In the embodiment depicted by FIG. 4, the control command is sent to the intermediate control unit 20, which then forwards the control command to the control unit 5 of the milling machine. In the embodiment depicted by FIG. 5, the action executor part 19 directly provides the control command to the control unit 5 of the milling machine.

In a further embodiment, the action executor part 19 is further configured to provide for collision avoidance with underground objects such as subsurface utilities captured by the measurement data that should not be milled into. For example, the action executor part 19 asks the map updater part 18, which comprises a map representation of the stratified surface generated by measurement data of the layer measuring sensor whether the milling tool is in range of utilities and whether the tool should be lifted or lowered. The map updater part 18 then responds with either “lift” or “lower”, which is then interpreted by the action executor part 19 to provide a corresponding command, if required for collision avoidance, to the control unit 5 of the milling machine. For example, a “lower” and “lift” command are used for automatically controlling a defined setpoint. Alternatively or in addition, the action executor part 19 may be embodied to provide for information of the operator of the milling machine that the milling tool needs to go up or down. Depending on whether the processing unit 9, 9′ comprises an intermediate control unit 20 or not, the action executor part 19 has direct access to the control unit 5 of the milling machine or the intermediate control unit 20 acts as an intermediate relay of actions between the action executor part 19 and the control unit 5 of the milling machine. In an emergency case, e.g. if collision cannot be avoided by lifting the milling tool, the map updater part 18 responds with a “stop” command to prompt an automatic stop of the milling machine.

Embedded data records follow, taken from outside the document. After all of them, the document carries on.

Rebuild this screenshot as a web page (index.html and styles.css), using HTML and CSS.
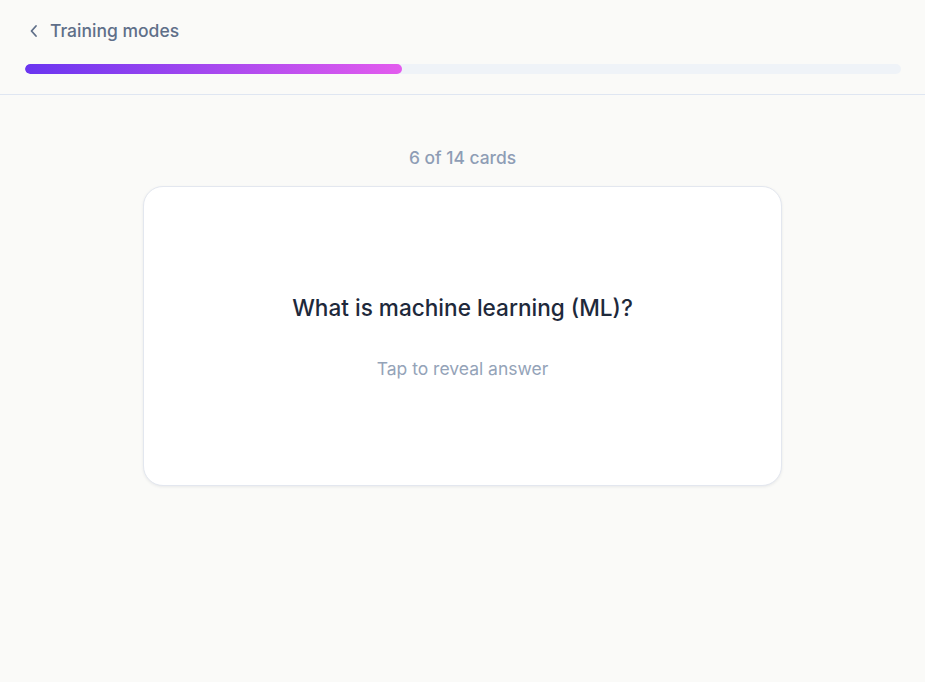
FILE: index.html
```html
<!DOCTYPE html>
<html lang="en">
<head>
<meta charset="utf-8">
<title>Training</title>
<link rel="stylesheet" href="styles.css">
</head>
<body>
<header class="topbar">
  <a class="back" href="#">
    <svg class="chev" width="10" height="14" viewBox="0 0 10 14" aria-hidden="true"><path d="M7 2 L2.5 7 L7 12" fill="none" stroke="currentColor" stroke-width="1.8" stroke-linecap="round" stroke-linejoin="round"/></svg>
    <span>Training modes</span>
  </a>
  <div class="progress"><div class="progress-fill" style="width:43%"></div></div>
</header>
<main class="main">
  <div class="counter">6 of 14 cards</div>
  <div class="card">
    <div class="question">What is machine learning (ML)?</div>
    <div class="hint">Tap to reveal answer</div>
  </div>
</main>
</body>
</html>
```

FILE: styles.css
```css
* { box-sizing: border-box; }
html, body { margin: 0; padding: 0; }
body {
  background: #fafaf8;
  font-family: Inter, "Noto Sans", sans-serif;
  min-height: 682px;
}
.topbar {
  padding: 19px 24px 20px 25px;
  border-bottom: 1px solid #dfe6f2;
}
.back {
  display: inline-flex;
  align-items: center;
  gap: 11px;
  color: #5f6f89;
  text-decoration: none;
  font-size: 17.5px;
  font-weight: 500;
  line-height: 24px;
  padding-left: 4px;
}
.chev { display: block; }
.progress {
  margin-top: 21px;
  height: 10px;
  border-radius: 5px;
  background: #eff3f8;
  overflow: hidden;
}
.progress-fill {
  height: 100%;
  border-radius: 5px;
  background: linear-gradient(to right, #6a35f0, #e35cee);
}
.main {
  display: flex;
  flex-direction: column;
  align-items: center;
  padding-top: 51px;
}
.counter {
  font-size: 17.4px;
  line-height: 24px;
  font-weight: 500;
  color: #8e9db5;
}
.card {
  margin-top: 16px;
  width: 639px;
  height: 300px;
  padding-top: 3px;
  background: #fff;
  border: 1px solid #e3e7ef;
  border-radius: 20px;
  box-shadow: 0 1px 3px rgba(30, 41, 59, 0.08);
  display: flex;
  flex-direction: column;
  align-items: center;
  justify-content: center;
  gap: 33px;
}
.question {
  font-size: 22.6px;
  line-height: 30px;
  font-weight: 500;
  color: #1e293b;
}
.hint {
  font-size: 17.5px;
  line-height: 26px;
  color: #94a3b8;
}
```
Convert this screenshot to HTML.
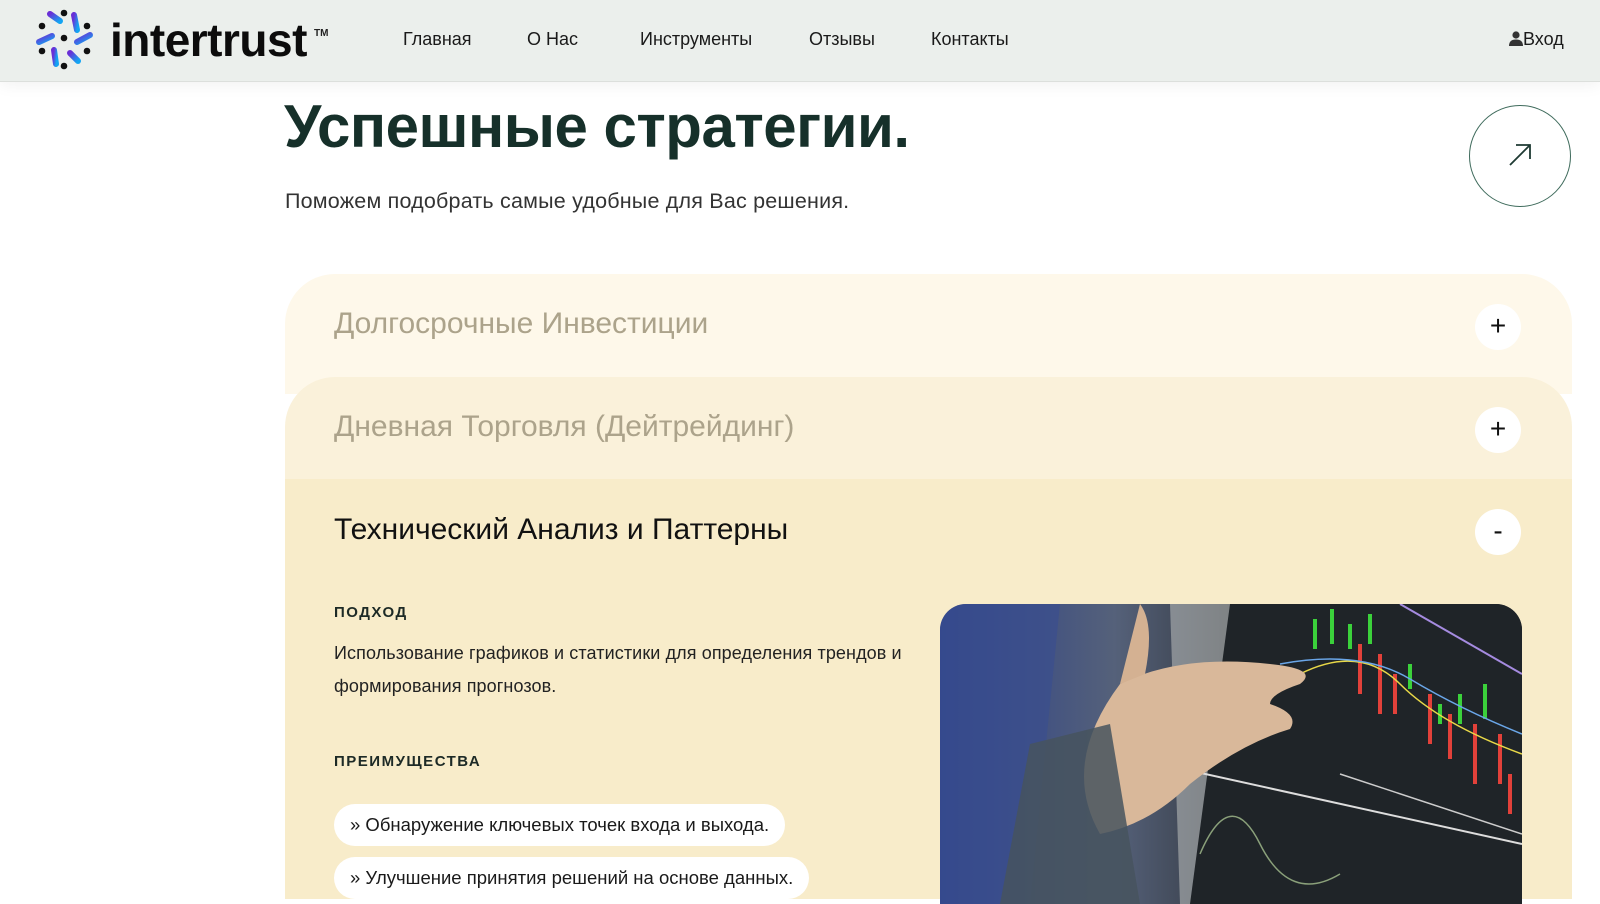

By way of example, positional information of the milling machine are provided as absolute positions referenced to a fixed external coordinate system. Working with absolute positions is possible as milling machines are often tracked by a total station or other precise localization means, e.g. for localizing the machine in an absolute space representation with millimeter precision. For example, the position can be calculated by adding the local position of, for instance, the milling tool relative to prisms on the milling machine to be tracked by a total station.

Although aspects are illustrated above, partly with reference to some preferred embodiments, it must be understood that numerous modifications and combinations of different features of the embodiments can be made. All of these modifications lie within the scope of the appended claims.